Short task:
Keep only the lines where "React" appears.

Given material:
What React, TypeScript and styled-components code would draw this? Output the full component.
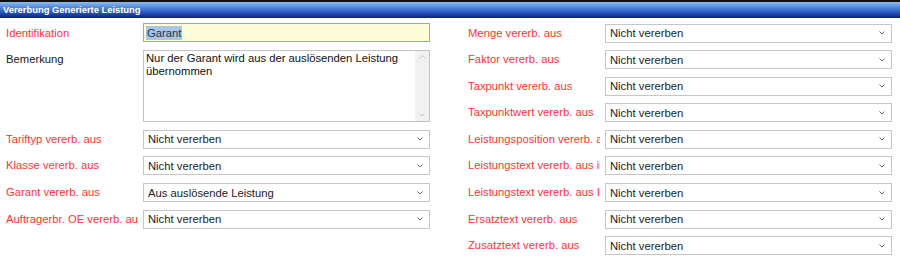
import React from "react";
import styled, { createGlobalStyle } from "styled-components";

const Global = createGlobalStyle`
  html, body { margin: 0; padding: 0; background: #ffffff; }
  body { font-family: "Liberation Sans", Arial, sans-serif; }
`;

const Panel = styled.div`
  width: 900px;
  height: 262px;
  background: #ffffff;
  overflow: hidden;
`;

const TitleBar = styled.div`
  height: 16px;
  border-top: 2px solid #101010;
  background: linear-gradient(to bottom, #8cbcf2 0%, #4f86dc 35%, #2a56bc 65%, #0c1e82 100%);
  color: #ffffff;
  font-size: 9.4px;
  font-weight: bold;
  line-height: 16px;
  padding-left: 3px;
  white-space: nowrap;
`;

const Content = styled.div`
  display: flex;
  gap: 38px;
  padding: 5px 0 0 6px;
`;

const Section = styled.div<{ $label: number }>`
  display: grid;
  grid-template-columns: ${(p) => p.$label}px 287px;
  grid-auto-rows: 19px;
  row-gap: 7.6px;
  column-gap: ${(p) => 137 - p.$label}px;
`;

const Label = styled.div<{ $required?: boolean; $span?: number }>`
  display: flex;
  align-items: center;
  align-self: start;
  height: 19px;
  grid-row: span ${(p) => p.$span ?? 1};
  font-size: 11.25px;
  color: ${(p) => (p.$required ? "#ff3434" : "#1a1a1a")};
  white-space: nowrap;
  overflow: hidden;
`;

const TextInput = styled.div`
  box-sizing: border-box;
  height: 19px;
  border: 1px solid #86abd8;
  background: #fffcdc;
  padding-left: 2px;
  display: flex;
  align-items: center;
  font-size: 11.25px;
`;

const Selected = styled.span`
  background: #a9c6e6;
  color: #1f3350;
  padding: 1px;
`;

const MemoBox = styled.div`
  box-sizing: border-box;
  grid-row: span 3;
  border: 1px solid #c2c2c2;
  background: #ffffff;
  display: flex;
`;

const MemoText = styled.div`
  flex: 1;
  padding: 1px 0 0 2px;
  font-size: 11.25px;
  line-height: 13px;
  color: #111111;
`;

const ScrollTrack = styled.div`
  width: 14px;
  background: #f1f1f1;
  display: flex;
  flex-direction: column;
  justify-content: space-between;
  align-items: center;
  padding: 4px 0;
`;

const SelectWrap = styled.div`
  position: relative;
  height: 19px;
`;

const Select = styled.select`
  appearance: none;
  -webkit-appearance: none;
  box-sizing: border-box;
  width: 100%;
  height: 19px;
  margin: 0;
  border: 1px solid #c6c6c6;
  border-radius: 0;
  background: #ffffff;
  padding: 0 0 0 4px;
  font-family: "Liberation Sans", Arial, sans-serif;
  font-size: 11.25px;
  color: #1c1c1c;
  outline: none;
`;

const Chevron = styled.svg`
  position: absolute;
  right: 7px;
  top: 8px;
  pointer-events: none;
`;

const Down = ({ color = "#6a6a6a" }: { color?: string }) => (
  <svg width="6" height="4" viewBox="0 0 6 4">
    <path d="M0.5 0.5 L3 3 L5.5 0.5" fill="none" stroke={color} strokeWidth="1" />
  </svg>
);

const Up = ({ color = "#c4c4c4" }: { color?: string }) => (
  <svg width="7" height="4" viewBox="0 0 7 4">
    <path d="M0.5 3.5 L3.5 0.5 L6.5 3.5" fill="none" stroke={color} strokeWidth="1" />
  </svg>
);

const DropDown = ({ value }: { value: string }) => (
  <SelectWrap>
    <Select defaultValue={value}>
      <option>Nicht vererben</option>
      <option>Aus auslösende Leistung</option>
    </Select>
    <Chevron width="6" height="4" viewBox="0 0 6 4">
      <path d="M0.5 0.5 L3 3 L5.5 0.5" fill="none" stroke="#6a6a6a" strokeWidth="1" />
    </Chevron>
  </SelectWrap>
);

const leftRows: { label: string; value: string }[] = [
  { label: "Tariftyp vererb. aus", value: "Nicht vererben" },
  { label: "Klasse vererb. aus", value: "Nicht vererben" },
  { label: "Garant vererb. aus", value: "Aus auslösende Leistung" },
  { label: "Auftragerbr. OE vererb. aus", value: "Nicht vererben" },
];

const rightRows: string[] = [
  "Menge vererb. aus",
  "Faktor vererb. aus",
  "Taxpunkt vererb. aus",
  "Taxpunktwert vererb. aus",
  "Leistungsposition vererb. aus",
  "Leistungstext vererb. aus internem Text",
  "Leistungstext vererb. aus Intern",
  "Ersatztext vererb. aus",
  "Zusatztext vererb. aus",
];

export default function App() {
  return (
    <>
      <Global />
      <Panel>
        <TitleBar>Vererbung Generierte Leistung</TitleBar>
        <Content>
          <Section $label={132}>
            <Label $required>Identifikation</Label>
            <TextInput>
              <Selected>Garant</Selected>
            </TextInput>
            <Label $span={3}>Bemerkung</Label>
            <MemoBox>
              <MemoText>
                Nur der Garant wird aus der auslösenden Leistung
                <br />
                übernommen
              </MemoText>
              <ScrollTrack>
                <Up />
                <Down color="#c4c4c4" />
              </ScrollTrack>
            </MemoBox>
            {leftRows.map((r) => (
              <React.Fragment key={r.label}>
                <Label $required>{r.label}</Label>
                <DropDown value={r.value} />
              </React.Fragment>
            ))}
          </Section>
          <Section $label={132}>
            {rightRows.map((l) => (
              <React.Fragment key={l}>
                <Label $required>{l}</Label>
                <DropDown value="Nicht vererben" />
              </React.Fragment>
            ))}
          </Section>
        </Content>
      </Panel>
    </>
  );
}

Reply:
What React, TypeScript and styled-components code would draw this? Output the full component.
import React from "react";
              <React.Fragment key={r.label}>
              </React.Fragment>
              <React.Fragment key={l}>
              </React.Fragment>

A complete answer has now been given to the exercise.